Hulshof chucked the detail that had troubled White: Johnson's lawyer centered his defense around a false and absurd scenario that was promptly destroyed by a prosecutor simply reading from a police report.

Orrin Hatch beamed over Hulshof's "expert" testimony. And Hulshof argued with the Democrats, debating with Charles Schumer (but not before a cloying "I appreciated the two years that we had to serve together in the United States House") and cramming in the last word on Richard Durbin. We have seen Missouri's political future, and it's the blabby young representative from Columbia.

"The favored witnesses were allowed to ramble on," says Woods. "Our panel was supposed to get questions immediately.
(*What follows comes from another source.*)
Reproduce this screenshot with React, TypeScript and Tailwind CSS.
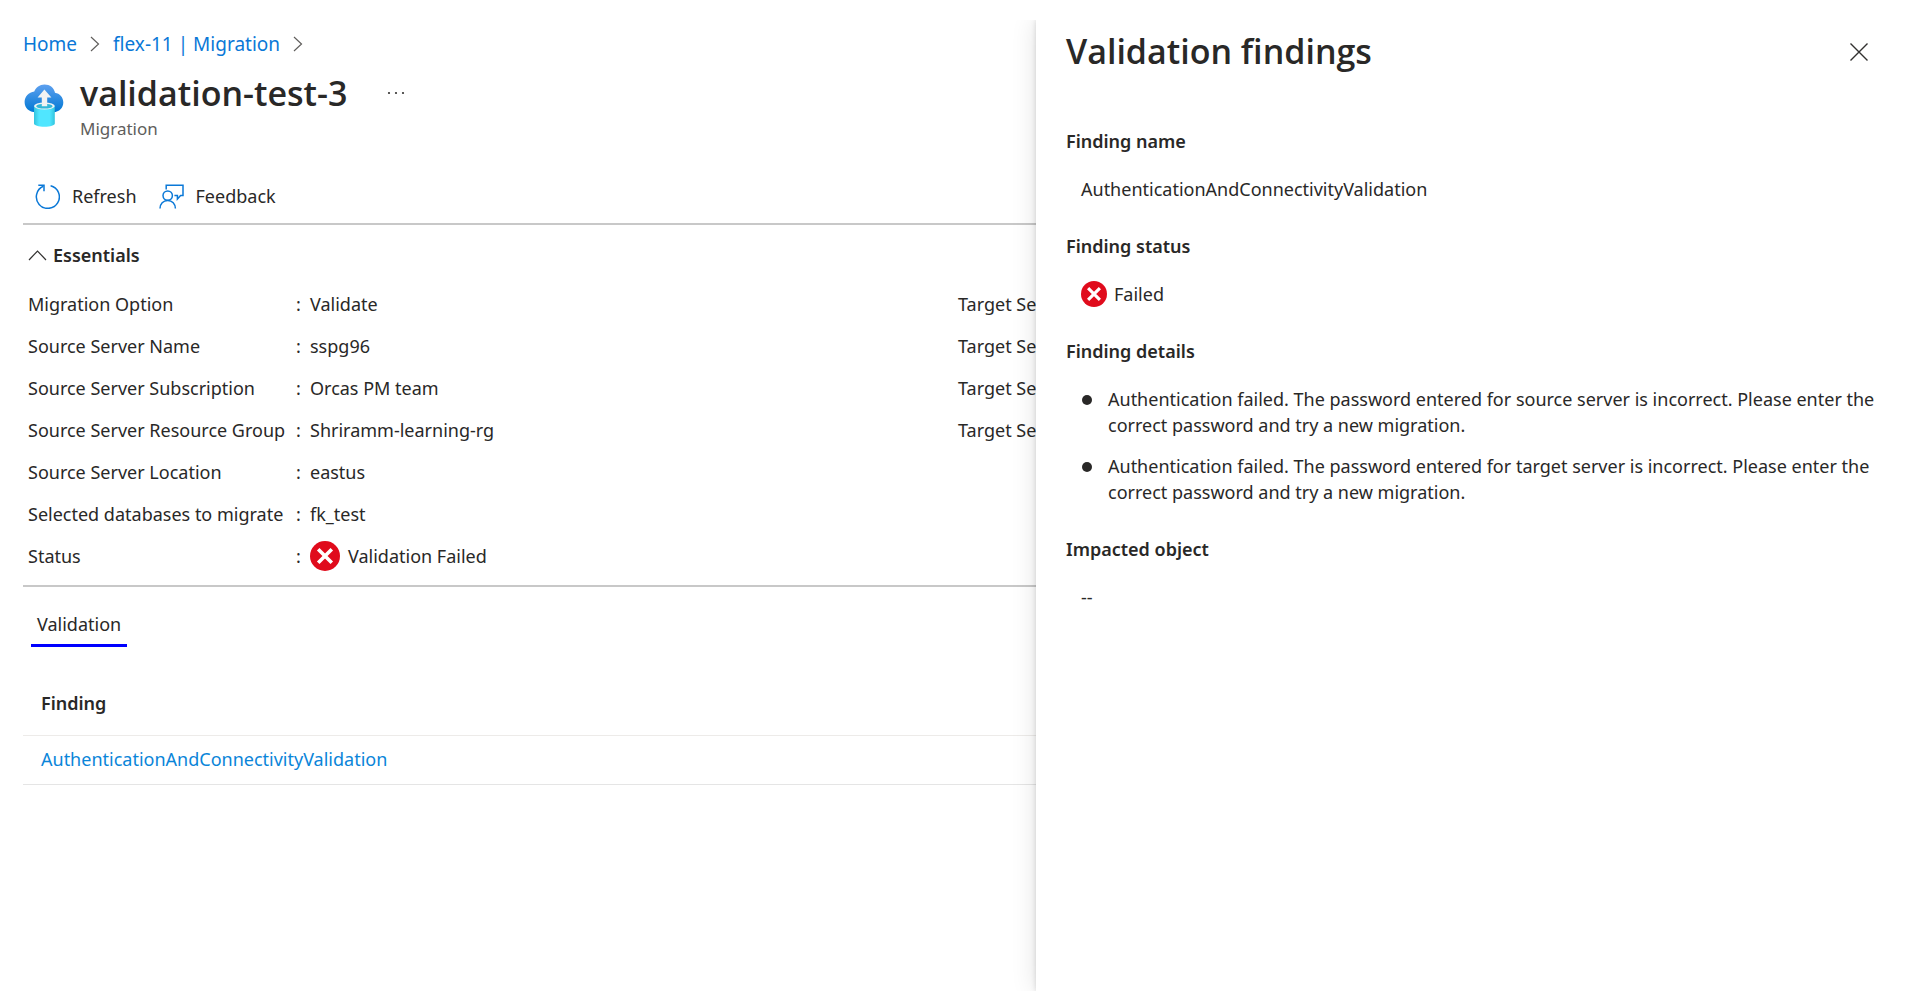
import type { ReactNode } from 'react';

const essentials: { label: string; value: string; failed?: boolean; target?: string }[] = [
  { label: 'Migration Option', value: 'Validate', target: 'Target Se' },
  { label: 'Source Server Name', value: 'sspg96', target: 'Target Se' },
  { label: 'Source Server Subscription', value: 'Orcas PM team', target: 'Target Se' },
  { label: 'Source Server Resource Group', value: 'Shriramm-learning-rg', target: 'Target Se' },
  { label: 'Source Server Location', value: 'eastus' },
  { label: 'Selected databases to migrate', value: 'fk_test' },
  { label: 'Status', value: 'Validation Failed', failed: true },
];

const details = [
  'Authentication failed. The password entered for source server is incorrect. Please enter the correct password and try a new migration.',
  'Authentication failed. The password entered for target server is incorrect. Please enter the correct password and try a new migration.',
];

function FailedIcon({ className }: { className: string }) {
  return (
    <svg viewBox="0 0 30 30" className={className} aria-hidden="true">
      <circle cx="15" cy="15" r="15" fill="#e00b1c" />
      <path d="M8.2 8.2 21.8 21.8M21.8 8.2 8.2 21.8" stroke="#fff" strokeWidth="3.6" fill="none" />
    </svg>
  );
}

function BreadcrumbChevron() {
  return (
    <svg viewBox="0 0 10 16" className="h-4 w-[10px]" fill="none" stroke="#605e5c" strokeWidth="1.2" aria-hidden="true">
      <path d="M1 1l7.5 7L1 15" />
    </svg>
  );
}

function MigrationIcon() {
  return (
    <svg viewBox="0 0 40 43" className="h-[43px] w-10 shrink-0" aria-hidden="true">
      <defs>
        <linearGradient id="cloud" x1="0" y1="0" x2="0" y2="1">
          <stop offset="0" stopColor="#5ea0ef" />
          <stop offset="1" stopColor="#0078d4" />
        </linearGradient>
        <linearGradient id="cylinder" x1="0" y1="0" x2="1" y2="0">
          <stop offset="0" stopColor="#32c4de" />
          <stop offset="0.25" stopColor="#50e6ff" />
          <stop offset="0.75" stopColor="#50e6ff" />
          <stop offset="1" stopColor="#32c4de" />
        </linearGradient>
      </defs>
      <path
        d="M39.3 18.6c0-5.300-3.600-9-8.300-9.800C30.200 3.700 26 .4 20.500.4c-4.800 0-8.700 2.900-10.200 7.100C4.600 8.200.6 12.600.6 17.900c0 6 4.800 10.300 10.800 10.300h18.300c5.400 0 9.600-4.200 9.600-9.600z"
        fill="url(#cloud)"
      />
      <path d="M10 22v17.500c0 1.900 4.500 3.200 10.400 3.200s10.400-1.300 10.400-3.200V22z" fill="url(#cylinder)" />
      <ellipse cx="20.400" cy="22" rx="10.400" ry="3.500" fill="#f0f2f4" />
      <ellipse cx="20.400" cy="22.200" rx="8.200" ry="2.400" fill="#32b8d8" />
      <path d="M20.400 5.400l7 8h-4.200v8.800h-5.400v-8.800h-4.200z" fill="#f2f2f2" />
    </svg>
  );
}

function RefreshIcon() {
  return (
    <svg viewBox="0 0 25 25" className="size-[25px]" fill="none" stroke="#0a78d7" strokeWidth="1.5" aria-hidden="true">
      <path d="M15.600 1.700A11.500 11.500 0 1 1 8.300 2.300" />
      <path d="M3.300 1.200H9V7.200" />
    </svg>
  );
}

function FeedbackIcon() {
  return (
    <svg viewBox="0 0 25 25" className="size-[25px]" fill="none" stroke="#0a78d7" strokeWidth="1.5" aria-hidden="true">
      <path d="M7.200 5.500V1.200H24V11.600H21.600L18.400 15V11.600H15.400" />
      <circle cx="8.700" cy="11.600" r="4.700" />
      <path d="M1 24.500C1 19.800 4.200 16.400 8.700 16.400s7.700 3.400 7.700 8.100" />
    </svg>
  );
}

function Section({ title, children }: { title: string; children: ReactNode }) {
  return (
    <section>
      <h3 className="font-semibold">{title}</h3>
      <div className="mt-[22px] pl-[15px]">{children}</div>
    </section>
  );
}

export default function App() {
  return (
    <div className="flex min-h-screen flex-col bg-white pt-5 font-['Noto_Sans','Open_Sans',sans-serif] text-[18px] leading-[26px] text-[#292827]">
      <div className="flex flex-1 overflow-hidden">
        <main className="min-w-0 flex-1 whitespace-nowrap pl-[23px]">
          <nav aria-label="Breadcrumb" className="flex items-center pt-[11px] text-[19px] text-[#0a78d7]">
            <a href="#home">Home</a>
            <span className="px-[13px]"><BreadcrumbChevron /></span>
            <a href="#migration">flex-11 | Migration</a>
            <span className="px-[13px]"><BreadcrumbChevron /></span>
          </nav>

          <header className="mt-[13px] flex items-start">
            <div className="pt-[14px] pl-px"><MigrationIcon /></div>
            <div className="pl-4">
              <div className="flex h-[46px] items-center">
                <h1 className="font-['Open_Sans','Noto_Sans',sans-serif] text-[34px] leading-[46px] font-semibold">validation-test-3</h1>
                <button type="button" aria-label="More actions" className="ml-10">
                  <svg viewBox="0 0 18 4" className="h-1 w-[18px]" fill="#323130" aria-hidden="true">
                    <circle cx="2" cy="2" r="1.100" />
                    <circle cx="9" cy="2" r="1.100" />
                    <circle cx="16" cy="2" r="1.100" />
                  </svg>
                </button>
              </div>
              <p className="text-[17px] leading-[26px] text-[#605e5c]">Migration</p>
            </div>
          </header>

          <div className="flex h-[83px] items-end gap-[22px] border-b-2 border-[#c8c8c8] pb-[14px] pl-3">
            <button type="button" className="flex items-center gap-3"><RefreshIcon />Refresh</button>
            <button type="button" className="flex items-center gap-3"><FeedbackIcon />Feedback</button>
          </div>

          <section className="border-b-2 border-[#c8c8c8] pb-2 pl-[5px]">
            <button type="button" className="mt-[17px] flex items-center gap-[6px] font-semibold">
              <svg viewBox="0 0 19 12" className="h-3 w-[19px]" fill="none" stroke="#323130" strokeWidth="1.200" aria-hidden="true">
                <path d="M1 11l8.500-9L18 11" />
              </svg>
              Essentials
            </button>
            <dl className="mt-[15px]">
              {essentials.map((row) => (
                <div key={row.label} className="flex h-[42px] items-center">
                  <dt className="w-[268px] shrink-0">{row.label}</dt>
                  <dd className="flex w-[662px] shrink-0 items-center">
                    <span className="w-[14px]">:</span>
                    {row.failed && <FailedIcon className="mr-2 size-[30px]" />}
                    {row.value}
                  </dd>
                  {row.target && <dt>{row.target}</dt>}
                </div>
              ))}
            </dl>
          </section>

          <div role="tablist" className="mt-6 pl-2">
            <button type="button" role="tab" aria-selected="true" className="border-b-3 border-[#0000ff] px-[6px] pb-[7px]">
              Validation
            </button>
          </div>

          <table className="mt-[30px] w-full text-left">
            <thead>
              <tr className="h-[58px] border-b border-[#edebe9]">
                <th className="pb-[6px] pl-[18px] font-semibold">Finding</th>
              </tr>
            </thead>
            <tbody>
              <tr className="h-[49px] border-b border-[#e5e5e5]">
                <td className="pb-[2px] pl-[18px]">
                  <a href="#finding" className="text-[#0a85d9]">AuthenticationAndConnectivityValidation</a>
                </td>
              </tr>
            </tbody>
          </table>
        </main>

        <aside className="z-10 w-[875px] shrink-0 bg-white pr-7 pl-[30px] shadow-[0_0_24px_rgba(0,0,0,0.12),0_0_5px_rgba(0,0,0,0.14)]">
          <div className="flex items-center justify-between pt-2 pr-[15px]">
            <h2 className="font-['Open_Sans','Noto_Sans',sans-serif] text-[34px] leading-[46px] font-semibold">Validation findings</h2>
            <button type="button" aria-label="Close" className="pt-[2px]">
              <svg viewBox="0 0 18 18" className="size-[18px]" fill="none" stroke="#323130" strokeWidth="1.400" aria-hidden="true">
                <path d="M.5.5l17 17M17.500.5l-17 17" />
              </svg>
            </button>
          </div>
          <div className="mt-[54px] flex flex-col gap-[31px]">
            <Section title="Finding name">AuthenticationAndConnectivityValidation</Section>
            <Section title="Finding status">
              <div className="flex items-center gap-[7px]">
                <FailedIcon className="size-[26px]" />
                Failed
              </div>
            </Section>
            <Section title="Finding details">
              <ul className="flex flex-col gap-[15px]">
                {details.map((text) => (
                  <li key={text} className="flex gap-4">
                    <span className="mt-[9px] ml-px size-[10px] shrink-0 rounded-full bg-[#292827]" />
                    <span>{text}</span>
                  </li>
                ))}
              </ul>
            </Section>
            <Section title="Impacted object">--</Section>
          </div>
        </aside>
      </div>
    </div>
  );
}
Instead, at the insistence of Republicans, [Hulshof and Oklahoma Representative J.C. Watts] were put on with unlimited time to counter what we were saying."

Woods says Ashcroft's testimony was "at the very least incredibly evasive. Ashcroft has not told the truth -- blatantly in a number of areas." She cites his claim that he didn't know about Bob Jones University's widely publicized racist policies before giving a commencement speech there, his disingenuous reasons for opposing Ronnie White, and his insulting argument that the state shouldn't be held liable for desegregation. "That's astonishing for anyone who knows Missouri's history of state-imposed segregated schools and resistance to providing resources to urban schools," she says. "He never would, in the whole long testimony, admit that he had done anything for (any reason) other than valuable and disinterested purposes. For people in Missouri, that's embarrassing."
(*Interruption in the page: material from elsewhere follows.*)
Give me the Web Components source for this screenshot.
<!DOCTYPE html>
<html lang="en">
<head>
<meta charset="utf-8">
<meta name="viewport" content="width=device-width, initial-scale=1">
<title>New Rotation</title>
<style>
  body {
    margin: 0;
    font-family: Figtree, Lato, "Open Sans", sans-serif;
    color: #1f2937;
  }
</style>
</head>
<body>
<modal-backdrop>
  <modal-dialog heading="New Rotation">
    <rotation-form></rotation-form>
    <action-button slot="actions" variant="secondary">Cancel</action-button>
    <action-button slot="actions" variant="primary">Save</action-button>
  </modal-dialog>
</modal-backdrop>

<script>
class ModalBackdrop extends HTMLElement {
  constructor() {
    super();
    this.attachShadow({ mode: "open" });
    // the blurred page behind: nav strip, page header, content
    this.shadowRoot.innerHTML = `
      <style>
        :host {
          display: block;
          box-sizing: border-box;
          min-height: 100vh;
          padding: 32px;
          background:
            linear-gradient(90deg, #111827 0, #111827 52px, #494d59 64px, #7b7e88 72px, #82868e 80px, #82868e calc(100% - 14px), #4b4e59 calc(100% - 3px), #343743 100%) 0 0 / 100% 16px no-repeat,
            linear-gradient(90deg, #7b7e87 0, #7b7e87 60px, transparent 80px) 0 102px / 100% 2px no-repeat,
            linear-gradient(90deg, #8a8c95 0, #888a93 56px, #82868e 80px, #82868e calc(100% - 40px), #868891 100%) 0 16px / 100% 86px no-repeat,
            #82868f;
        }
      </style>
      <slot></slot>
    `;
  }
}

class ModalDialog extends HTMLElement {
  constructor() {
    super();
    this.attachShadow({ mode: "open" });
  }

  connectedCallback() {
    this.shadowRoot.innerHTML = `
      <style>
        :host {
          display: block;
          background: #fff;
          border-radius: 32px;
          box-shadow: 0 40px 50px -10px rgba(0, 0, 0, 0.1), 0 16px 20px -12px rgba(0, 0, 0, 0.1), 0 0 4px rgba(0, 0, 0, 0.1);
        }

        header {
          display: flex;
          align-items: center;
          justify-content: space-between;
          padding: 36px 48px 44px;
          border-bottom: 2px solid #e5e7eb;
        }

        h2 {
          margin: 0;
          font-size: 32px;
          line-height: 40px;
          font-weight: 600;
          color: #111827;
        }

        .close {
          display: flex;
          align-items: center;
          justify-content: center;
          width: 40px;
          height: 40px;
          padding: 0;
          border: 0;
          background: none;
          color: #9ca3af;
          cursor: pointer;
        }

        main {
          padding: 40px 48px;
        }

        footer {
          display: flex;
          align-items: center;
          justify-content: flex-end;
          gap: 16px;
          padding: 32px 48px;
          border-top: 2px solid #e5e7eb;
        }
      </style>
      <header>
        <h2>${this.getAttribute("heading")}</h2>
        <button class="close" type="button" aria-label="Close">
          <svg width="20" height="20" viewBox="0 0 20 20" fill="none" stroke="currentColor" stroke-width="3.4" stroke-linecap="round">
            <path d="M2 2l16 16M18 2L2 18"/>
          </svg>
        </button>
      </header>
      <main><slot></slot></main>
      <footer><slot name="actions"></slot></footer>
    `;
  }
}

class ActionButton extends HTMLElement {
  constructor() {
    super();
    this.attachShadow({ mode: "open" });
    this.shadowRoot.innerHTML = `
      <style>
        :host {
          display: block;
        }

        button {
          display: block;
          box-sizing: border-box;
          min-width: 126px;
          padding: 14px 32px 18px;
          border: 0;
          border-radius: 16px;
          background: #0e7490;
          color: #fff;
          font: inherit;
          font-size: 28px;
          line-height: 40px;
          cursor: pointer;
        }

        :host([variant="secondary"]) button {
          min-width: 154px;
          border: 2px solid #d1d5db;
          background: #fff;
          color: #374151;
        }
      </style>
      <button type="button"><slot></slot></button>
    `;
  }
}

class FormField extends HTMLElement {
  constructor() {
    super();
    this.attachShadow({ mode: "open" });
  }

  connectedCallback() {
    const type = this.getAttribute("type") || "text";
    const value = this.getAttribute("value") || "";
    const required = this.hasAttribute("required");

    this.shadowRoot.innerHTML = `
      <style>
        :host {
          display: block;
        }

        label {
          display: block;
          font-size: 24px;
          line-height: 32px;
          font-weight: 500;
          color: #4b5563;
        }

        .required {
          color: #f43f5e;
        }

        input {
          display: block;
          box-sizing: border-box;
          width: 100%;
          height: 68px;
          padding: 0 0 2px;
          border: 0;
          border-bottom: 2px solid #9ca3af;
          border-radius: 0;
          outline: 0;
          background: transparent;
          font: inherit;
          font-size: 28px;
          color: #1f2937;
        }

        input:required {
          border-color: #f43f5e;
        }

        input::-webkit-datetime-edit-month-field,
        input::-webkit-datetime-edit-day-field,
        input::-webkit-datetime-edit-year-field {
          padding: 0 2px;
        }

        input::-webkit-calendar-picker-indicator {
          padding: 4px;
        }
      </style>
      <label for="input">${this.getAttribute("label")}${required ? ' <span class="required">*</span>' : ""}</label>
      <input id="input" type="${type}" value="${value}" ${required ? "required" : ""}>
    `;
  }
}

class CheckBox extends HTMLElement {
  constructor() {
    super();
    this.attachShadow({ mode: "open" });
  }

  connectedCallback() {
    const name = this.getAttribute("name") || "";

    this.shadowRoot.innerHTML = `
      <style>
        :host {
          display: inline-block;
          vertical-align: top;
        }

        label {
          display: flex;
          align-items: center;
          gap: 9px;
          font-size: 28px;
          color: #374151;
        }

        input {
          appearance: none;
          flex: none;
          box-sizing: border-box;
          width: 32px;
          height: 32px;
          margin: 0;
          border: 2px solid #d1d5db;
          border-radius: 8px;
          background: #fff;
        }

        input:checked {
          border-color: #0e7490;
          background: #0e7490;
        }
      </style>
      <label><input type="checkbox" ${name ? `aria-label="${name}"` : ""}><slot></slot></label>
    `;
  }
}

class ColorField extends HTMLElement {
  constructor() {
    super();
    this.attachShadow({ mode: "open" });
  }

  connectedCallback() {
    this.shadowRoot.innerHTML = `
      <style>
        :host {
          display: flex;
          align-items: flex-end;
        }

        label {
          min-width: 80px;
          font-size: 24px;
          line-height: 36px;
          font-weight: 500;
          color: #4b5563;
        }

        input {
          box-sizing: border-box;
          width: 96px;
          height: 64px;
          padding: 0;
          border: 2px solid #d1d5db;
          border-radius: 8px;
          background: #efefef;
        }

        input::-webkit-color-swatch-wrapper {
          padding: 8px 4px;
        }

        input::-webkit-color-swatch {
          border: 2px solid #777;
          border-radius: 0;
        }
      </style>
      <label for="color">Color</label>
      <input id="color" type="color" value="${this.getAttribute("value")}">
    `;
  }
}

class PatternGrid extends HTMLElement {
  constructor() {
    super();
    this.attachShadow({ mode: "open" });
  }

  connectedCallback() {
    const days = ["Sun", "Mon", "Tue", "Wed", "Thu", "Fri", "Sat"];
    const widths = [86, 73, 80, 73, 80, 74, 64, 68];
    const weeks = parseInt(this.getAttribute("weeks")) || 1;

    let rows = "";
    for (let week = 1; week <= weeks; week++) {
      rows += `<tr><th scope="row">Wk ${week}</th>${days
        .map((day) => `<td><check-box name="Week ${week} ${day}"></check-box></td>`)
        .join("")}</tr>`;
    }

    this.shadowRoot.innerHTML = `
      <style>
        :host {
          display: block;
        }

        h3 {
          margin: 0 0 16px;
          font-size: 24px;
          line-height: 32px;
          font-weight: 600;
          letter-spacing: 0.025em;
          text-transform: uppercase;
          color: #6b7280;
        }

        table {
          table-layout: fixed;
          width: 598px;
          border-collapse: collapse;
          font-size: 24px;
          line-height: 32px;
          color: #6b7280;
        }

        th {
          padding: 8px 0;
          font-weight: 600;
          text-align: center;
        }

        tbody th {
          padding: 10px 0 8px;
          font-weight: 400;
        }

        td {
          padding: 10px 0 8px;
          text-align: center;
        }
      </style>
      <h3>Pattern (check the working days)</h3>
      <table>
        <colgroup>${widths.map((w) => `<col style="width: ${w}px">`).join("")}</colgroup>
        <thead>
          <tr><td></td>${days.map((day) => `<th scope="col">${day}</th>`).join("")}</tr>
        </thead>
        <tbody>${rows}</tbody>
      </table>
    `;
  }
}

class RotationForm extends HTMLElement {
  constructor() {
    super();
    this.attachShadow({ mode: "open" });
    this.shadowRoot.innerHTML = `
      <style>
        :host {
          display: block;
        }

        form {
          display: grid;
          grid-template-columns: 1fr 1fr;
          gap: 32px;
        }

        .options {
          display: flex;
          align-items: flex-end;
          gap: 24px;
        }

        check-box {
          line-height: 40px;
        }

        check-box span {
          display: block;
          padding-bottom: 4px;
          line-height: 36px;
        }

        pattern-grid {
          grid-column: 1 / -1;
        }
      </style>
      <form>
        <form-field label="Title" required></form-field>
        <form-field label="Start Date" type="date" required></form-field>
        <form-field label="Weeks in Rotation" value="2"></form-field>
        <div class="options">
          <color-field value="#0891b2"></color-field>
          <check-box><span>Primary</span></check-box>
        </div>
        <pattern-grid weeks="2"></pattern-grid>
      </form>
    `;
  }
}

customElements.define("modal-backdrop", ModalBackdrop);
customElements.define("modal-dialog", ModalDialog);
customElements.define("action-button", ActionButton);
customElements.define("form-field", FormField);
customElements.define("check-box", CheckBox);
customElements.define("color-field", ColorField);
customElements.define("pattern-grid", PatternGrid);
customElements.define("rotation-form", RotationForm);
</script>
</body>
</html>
For Woods, who lost a 1982 Senate race to John Danforth by less than 1 percent, the fact that Ashcroft was elevated "to a hero status" for not contesting his loss to Carnahan is especially ridiculous. "As people in Missouri know, although sympathy turned out a larger number, long before Carnahan's death thousands of moderate Republicans and independents had made it clear they would never vote for Ashcroft again because of his increasingly extreme actions in his attempt to become the religious right's presidential candidate." His concession, she says, was simply "another reflection of his political expediency."

At press time, Ashcroft was certain to be confirmed. That wasn't what Missouri wanted. Missouri wanted to send Jean Carnahan to the Senate and John Ashcroft home to write gospel songs at his own private piano.